After that we can either return to Qom or continue to live in Iraq and earn our living," Mr. Behbehani said. Iran's religious ties with Iraq are a source of concern for U.S. authorities in Baghdad, who fear Iran is working covertly to establish a militant anti-American government in Iraq. Iranian Muslims are predominantly Shi'ite, as are about 60 percent of Iraqis. "It is clear and it is incontrovertible that elements within the Iranian government are interfering in Iraq's internal affairs. We see that against our interests and, more importantly, against the interests of the Iraqi people," said L. Paul Bremer, the top U.S. official in Iraq, at a recent press, conference. Said another senior U.S. official, who asked not to be named, "We know the Iranians have been trying to sneak in through their allies within the ranks of the Shi'ite religious leaders. There also have been reports of the presence of Iranian Revolutionary, Guards in the south."

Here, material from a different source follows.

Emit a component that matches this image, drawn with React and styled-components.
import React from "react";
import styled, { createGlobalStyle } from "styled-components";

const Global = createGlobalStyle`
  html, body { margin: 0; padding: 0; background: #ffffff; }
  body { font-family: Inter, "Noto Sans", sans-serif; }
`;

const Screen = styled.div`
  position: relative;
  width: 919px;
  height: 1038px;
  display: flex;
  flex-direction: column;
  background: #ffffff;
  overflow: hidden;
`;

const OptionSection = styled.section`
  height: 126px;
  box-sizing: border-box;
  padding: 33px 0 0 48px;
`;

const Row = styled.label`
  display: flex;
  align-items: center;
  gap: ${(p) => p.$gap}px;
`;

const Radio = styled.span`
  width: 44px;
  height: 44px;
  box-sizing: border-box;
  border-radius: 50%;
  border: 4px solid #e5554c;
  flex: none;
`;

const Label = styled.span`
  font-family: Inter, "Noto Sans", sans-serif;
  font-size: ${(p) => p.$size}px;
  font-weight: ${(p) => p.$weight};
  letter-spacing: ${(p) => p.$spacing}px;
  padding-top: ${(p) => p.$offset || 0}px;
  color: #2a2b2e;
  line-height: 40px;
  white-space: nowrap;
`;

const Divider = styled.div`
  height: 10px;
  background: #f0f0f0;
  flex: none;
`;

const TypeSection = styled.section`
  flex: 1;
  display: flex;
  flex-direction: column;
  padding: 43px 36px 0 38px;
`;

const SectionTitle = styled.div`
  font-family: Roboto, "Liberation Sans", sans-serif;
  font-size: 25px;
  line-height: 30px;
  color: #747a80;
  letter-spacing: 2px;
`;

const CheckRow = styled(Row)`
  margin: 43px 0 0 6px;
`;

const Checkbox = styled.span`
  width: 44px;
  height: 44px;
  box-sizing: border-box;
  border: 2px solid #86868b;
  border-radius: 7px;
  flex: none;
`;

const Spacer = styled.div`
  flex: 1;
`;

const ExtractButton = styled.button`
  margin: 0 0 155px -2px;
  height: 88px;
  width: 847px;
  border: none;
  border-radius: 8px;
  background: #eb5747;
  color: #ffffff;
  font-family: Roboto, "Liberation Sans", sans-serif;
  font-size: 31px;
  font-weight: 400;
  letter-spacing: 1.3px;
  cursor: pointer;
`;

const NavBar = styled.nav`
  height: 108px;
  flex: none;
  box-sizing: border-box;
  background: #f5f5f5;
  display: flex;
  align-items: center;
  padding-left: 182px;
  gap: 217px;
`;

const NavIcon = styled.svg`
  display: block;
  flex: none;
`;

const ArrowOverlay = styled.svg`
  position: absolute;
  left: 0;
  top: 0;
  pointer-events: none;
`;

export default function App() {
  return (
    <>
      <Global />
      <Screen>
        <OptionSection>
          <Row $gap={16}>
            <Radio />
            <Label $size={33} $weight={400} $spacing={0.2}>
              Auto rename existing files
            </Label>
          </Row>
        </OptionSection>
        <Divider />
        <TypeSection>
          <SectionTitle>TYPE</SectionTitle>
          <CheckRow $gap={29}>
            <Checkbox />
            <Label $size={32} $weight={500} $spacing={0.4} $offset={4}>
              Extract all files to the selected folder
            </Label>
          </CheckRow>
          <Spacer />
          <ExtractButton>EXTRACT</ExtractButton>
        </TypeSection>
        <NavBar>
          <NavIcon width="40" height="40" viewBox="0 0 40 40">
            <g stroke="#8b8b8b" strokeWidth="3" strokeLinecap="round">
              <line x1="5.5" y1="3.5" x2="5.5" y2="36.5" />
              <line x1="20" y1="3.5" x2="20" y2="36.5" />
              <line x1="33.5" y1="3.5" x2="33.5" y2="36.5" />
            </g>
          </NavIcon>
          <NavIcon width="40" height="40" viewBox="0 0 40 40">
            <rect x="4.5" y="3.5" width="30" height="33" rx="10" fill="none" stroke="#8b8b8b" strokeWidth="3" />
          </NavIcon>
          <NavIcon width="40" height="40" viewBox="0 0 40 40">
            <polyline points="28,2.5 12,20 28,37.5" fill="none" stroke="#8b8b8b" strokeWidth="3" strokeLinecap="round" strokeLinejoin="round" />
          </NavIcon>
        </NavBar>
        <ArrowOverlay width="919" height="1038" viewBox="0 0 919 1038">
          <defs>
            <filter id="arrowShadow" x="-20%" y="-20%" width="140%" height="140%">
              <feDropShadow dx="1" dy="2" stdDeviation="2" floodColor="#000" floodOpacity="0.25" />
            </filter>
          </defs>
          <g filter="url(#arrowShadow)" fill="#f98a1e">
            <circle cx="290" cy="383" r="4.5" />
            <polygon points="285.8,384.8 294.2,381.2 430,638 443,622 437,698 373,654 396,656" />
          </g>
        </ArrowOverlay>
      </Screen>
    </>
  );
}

Mr. Behbehani said the Qom center is home to some 500 Iraqi religious students and about 2,000 others from Afghanistan, Pakistan, India, Europe, and the United States. It is not clear whether the Qom center has similar return programs for other countries. Mr. Behbehani said his minders in Qom told him not to contact other students from Qom, and not to touch base with Iraqi Shi'ite religious leaders. Those instructions raise the possibility of Iran operating a network of preachers apart from the Shi'ite leadership in Iraq. A senior adviser to one such leader,

Ayatollah Mohammed Baqer Hakim, head of the Supreme Council of the Islamic Revolution in Iraq (SCIRI), downplayed the potential Iranian role. "According to the Shi'ite system of leadership, it is very common for some Iraqis to get paid from Qom, just as it is very possible that some people in Qom might be getting paid from Najaf," said the adviser, Abdel Hamed Bayati. The SCIRI leader spent more than two decades in exile in Iran before returning to Iraq in April. But since his return, Ayatollah Hakim has maintained a low profile in the Iraqi holy city of Najaf and has not made a single trip to Baghdad.